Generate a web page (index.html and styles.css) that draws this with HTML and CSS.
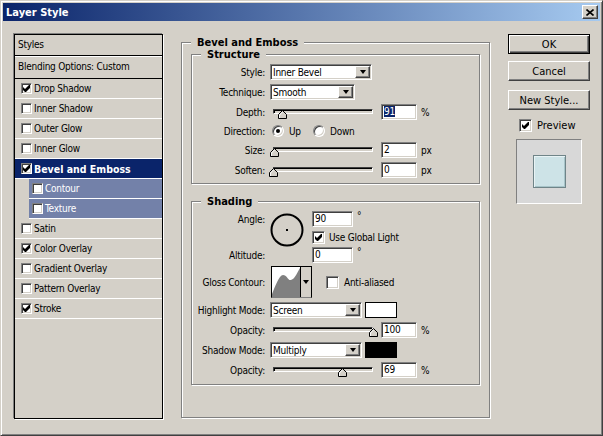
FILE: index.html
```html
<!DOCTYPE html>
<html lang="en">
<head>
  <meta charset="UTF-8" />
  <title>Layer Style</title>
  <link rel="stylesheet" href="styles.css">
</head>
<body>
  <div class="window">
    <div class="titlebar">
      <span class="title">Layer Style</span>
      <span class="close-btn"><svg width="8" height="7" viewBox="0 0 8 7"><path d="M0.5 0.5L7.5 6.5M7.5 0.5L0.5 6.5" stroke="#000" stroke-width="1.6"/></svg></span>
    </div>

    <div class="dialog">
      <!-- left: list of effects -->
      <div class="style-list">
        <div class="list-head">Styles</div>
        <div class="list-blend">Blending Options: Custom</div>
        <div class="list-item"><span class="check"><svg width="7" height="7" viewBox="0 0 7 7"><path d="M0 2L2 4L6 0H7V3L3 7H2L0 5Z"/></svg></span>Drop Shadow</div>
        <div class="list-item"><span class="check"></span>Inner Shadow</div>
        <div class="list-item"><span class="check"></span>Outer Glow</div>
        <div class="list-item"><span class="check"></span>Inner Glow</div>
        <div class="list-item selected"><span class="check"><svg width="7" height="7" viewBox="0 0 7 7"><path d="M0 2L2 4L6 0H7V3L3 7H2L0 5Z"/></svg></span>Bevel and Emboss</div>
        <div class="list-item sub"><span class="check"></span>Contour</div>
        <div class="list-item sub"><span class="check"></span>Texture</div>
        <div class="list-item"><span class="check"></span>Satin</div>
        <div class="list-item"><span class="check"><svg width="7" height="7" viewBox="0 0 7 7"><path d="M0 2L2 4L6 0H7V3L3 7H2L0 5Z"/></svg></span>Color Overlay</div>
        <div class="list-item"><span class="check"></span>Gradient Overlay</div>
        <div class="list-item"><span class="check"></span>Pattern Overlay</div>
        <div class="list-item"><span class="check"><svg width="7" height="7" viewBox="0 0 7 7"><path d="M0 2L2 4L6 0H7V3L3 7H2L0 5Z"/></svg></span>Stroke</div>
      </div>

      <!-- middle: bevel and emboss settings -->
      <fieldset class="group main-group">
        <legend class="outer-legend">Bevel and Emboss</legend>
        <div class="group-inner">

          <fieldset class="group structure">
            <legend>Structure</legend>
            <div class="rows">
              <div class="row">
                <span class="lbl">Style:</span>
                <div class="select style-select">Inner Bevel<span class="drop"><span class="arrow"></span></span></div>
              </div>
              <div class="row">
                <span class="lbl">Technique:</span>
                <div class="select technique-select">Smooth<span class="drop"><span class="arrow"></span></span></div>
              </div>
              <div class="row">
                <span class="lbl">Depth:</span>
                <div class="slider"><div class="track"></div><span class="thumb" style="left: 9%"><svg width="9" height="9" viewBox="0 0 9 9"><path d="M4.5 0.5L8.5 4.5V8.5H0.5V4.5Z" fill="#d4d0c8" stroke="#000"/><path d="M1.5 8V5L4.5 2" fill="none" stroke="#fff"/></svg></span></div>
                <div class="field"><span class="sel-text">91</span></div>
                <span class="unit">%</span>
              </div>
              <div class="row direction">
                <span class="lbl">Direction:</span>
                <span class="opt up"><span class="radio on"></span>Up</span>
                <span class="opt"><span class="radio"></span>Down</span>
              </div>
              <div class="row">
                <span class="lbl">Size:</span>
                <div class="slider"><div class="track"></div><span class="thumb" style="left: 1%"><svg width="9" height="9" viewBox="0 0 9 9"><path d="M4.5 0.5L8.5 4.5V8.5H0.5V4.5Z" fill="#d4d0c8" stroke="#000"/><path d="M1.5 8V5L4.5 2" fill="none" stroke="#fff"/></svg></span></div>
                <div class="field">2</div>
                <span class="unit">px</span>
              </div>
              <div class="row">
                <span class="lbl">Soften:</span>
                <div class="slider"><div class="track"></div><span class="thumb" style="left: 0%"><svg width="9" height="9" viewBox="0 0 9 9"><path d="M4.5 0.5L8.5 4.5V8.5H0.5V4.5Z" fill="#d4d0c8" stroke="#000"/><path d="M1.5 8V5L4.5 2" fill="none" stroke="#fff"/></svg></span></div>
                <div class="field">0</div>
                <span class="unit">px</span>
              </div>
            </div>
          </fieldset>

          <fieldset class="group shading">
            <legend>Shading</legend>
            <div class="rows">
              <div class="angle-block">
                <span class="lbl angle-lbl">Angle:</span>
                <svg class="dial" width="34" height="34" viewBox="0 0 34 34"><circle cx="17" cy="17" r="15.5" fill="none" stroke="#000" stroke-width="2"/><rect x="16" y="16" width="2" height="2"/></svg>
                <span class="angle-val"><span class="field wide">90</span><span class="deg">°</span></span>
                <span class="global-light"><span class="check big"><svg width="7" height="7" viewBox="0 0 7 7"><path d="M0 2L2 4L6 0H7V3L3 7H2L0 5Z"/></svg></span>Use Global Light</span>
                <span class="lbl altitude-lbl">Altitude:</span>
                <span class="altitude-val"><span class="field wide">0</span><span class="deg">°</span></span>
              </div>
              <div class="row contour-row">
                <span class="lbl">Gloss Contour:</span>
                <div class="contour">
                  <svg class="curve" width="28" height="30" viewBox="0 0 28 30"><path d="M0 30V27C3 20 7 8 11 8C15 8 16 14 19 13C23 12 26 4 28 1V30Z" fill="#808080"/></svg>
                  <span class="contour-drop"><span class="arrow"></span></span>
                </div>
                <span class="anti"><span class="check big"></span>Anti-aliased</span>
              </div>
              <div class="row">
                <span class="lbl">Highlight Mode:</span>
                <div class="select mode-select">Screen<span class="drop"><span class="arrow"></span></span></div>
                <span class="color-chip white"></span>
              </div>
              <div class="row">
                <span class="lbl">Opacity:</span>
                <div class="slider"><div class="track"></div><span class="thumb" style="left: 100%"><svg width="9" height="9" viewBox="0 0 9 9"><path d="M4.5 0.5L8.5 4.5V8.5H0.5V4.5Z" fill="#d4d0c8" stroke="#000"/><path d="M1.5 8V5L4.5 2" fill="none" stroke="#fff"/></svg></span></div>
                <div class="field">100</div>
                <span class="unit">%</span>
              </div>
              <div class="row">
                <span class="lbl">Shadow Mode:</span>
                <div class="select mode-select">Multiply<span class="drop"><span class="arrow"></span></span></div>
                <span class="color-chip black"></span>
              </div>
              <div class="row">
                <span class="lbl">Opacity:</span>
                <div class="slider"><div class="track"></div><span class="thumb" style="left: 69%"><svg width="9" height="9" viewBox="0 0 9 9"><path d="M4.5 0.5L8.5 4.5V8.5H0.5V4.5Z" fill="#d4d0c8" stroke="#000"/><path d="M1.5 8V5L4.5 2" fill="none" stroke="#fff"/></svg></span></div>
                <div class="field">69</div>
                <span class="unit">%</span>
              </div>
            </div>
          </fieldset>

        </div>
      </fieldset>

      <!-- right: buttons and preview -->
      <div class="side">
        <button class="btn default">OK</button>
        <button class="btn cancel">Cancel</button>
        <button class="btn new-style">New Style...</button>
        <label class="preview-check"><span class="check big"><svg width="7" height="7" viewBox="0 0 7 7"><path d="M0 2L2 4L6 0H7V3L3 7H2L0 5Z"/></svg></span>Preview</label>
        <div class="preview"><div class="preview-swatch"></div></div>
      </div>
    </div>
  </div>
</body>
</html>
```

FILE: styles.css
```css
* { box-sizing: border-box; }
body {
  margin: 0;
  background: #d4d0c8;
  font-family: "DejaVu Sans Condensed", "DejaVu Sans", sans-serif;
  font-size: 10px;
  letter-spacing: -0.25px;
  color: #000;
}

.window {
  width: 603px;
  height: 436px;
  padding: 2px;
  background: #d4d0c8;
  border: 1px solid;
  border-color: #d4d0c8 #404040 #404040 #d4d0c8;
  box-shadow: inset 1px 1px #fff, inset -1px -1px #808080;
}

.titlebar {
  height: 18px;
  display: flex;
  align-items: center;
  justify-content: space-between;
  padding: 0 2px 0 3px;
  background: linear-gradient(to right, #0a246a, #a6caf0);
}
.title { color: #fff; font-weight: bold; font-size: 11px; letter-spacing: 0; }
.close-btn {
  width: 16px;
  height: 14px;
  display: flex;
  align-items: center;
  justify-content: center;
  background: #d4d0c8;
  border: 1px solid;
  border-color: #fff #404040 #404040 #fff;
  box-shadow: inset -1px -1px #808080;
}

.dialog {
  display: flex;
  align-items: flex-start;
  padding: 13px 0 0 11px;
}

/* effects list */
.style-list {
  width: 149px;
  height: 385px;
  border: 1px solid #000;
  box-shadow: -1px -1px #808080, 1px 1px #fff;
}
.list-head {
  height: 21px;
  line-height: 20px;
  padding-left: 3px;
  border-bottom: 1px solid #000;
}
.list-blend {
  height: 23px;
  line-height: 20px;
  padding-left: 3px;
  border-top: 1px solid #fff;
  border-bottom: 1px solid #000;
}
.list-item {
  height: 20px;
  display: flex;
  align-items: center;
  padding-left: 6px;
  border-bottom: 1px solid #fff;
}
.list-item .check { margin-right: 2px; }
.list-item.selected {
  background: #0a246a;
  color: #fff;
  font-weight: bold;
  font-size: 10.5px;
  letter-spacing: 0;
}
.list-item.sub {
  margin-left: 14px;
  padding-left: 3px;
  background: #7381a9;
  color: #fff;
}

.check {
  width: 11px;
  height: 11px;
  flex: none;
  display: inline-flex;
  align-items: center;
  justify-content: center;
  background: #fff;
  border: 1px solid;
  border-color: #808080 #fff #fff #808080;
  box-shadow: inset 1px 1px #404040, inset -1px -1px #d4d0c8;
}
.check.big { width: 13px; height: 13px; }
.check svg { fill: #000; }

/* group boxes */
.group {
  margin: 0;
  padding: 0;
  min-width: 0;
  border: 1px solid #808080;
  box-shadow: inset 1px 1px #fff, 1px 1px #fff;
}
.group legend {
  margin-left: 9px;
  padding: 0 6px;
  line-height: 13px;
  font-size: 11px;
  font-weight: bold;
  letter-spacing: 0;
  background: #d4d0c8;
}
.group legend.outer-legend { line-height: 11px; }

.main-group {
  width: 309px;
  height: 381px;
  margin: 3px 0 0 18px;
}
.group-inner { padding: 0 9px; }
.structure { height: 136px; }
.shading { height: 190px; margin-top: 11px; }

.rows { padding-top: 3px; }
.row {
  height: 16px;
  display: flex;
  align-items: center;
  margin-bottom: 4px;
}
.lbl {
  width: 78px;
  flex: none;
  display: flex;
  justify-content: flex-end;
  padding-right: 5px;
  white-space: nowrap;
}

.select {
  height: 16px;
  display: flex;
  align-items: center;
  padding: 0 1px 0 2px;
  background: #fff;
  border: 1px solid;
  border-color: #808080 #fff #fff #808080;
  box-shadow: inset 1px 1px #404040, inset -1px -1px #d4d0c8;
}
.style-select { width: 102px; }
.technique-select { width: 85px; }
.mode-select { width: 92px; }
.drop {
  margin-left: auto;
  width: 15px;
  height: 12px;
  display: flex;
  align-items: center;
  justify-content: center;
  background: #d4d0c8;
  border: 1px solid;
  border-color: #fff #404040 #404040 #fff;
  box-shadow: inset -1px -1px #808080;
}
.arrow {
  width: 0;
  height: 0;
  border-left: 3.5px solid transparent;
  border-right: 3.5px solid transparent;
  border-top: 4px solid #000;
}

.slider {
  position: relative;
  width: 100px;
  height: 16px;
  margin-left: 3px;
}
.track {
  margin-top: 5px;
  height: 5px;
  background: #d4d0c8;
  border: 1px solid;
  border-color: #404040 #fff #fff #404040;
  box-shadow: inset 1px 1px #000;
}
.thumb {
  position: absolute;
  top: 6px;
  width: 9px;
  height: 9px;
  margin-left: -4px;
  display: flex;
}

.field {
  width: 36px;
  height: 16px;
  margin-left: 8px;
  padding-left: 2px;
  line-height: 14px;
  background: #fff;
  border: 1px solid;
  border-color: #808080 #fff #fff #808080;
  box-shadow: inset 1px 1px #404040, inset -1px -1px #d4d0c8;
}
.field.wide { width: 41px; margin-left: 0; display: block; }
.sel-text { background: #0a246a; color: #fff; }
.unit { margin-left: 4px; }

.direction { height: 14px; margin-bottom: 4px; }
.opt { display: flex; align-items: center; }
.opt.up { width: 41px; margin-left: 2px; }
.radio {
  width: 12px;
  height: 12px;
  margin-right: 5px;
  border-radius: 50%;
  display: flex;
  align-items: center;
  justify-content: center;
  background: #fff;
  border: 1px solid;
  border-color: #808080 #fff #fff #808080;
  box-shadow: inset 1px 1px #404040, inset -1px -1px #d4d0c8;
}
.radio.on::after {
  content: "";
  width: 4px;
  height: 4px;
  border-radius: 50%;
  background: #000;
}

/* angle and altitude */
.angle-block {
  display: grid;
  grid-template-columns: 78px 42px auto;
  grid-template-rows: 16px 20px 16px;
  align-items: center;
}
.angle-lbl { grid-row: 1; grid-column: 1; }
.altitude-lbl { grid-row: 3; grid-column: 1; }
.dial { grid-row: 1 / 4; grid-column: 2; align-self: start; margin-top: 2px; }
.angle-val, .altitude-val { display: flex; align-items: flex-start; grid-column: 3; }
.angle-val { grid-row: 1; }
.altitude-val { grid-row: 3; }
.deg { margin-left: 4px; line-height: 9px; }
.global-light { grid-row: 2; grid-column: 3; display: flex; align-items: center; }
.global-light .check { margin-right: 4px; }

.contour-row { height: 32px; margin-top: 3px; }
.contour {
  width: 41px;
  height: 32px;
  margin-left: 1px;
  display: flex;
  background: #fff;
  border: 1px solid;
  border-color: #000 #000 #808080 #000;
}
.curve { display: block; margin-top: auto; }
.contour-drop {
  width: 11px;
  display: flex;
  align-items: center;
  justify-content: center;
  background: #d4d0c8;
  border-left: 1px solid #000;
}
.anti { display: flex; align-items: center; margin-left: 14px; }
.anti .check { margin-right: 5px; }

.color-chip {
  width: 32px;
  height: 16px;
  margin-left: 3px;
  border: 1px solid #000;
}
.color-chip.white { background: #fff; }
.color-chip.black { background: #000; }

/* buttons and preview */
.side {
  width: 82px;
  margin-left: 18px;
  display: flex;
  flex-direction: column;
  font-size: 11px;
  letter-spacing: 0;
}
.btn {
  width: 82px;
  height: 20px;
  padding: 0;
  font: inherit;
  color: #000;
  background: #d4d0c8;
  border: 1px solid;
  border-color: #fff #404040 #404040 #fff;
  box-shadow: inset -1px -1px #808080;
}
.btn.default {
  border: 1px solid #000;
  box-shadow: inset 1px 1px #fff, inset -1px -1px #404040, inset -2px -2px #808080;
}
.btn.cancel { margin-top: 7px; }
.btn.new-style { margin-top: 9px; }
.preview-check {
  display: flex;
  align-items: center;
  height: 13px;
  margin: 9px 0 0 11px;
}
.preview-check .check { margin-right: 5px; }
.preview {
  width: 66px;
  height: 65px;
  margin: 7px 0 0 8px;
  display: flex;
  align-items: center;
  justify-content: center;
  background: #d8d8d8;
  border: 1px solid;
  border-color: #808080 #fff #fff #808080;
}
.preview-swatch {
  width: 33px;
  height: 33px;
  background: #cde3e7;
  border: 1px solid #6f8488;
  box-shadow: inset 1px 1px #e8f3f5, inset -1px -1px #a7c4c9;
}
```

...

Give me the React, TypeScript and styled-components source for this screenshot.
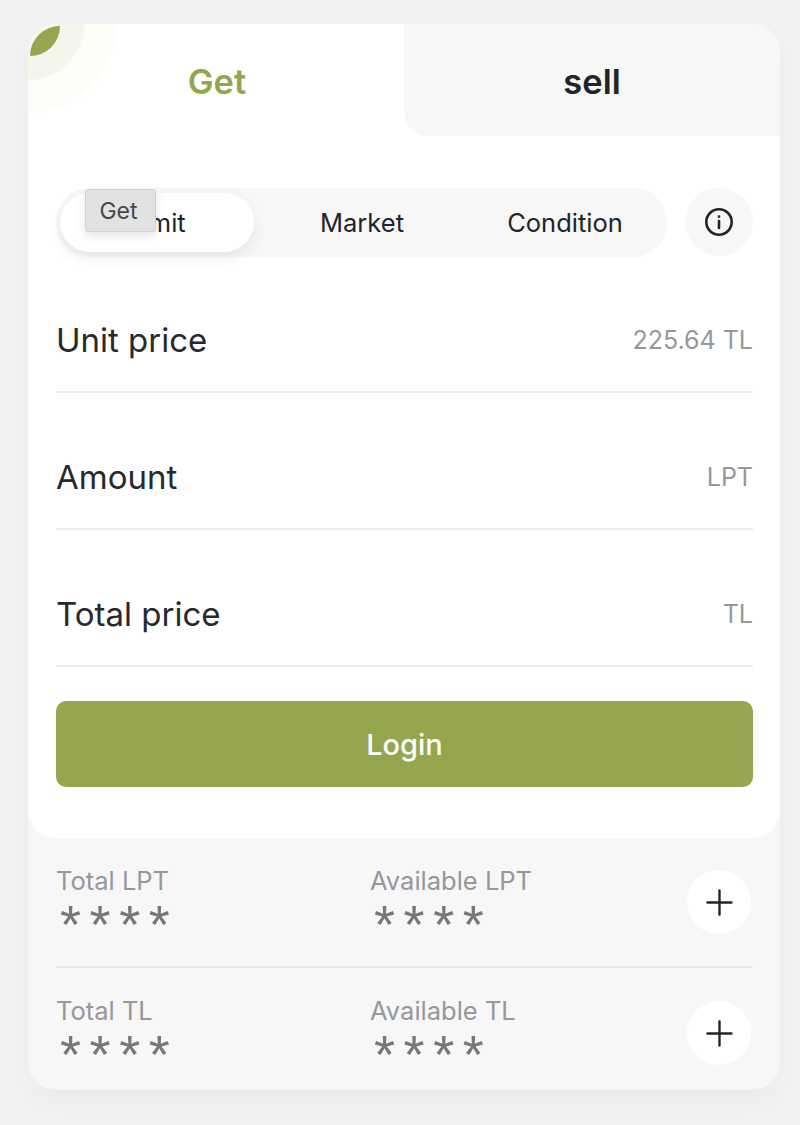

STATED GOAL
Report how many lines include the word "index". Give nothing but the number.

EXERCISE RESULT
2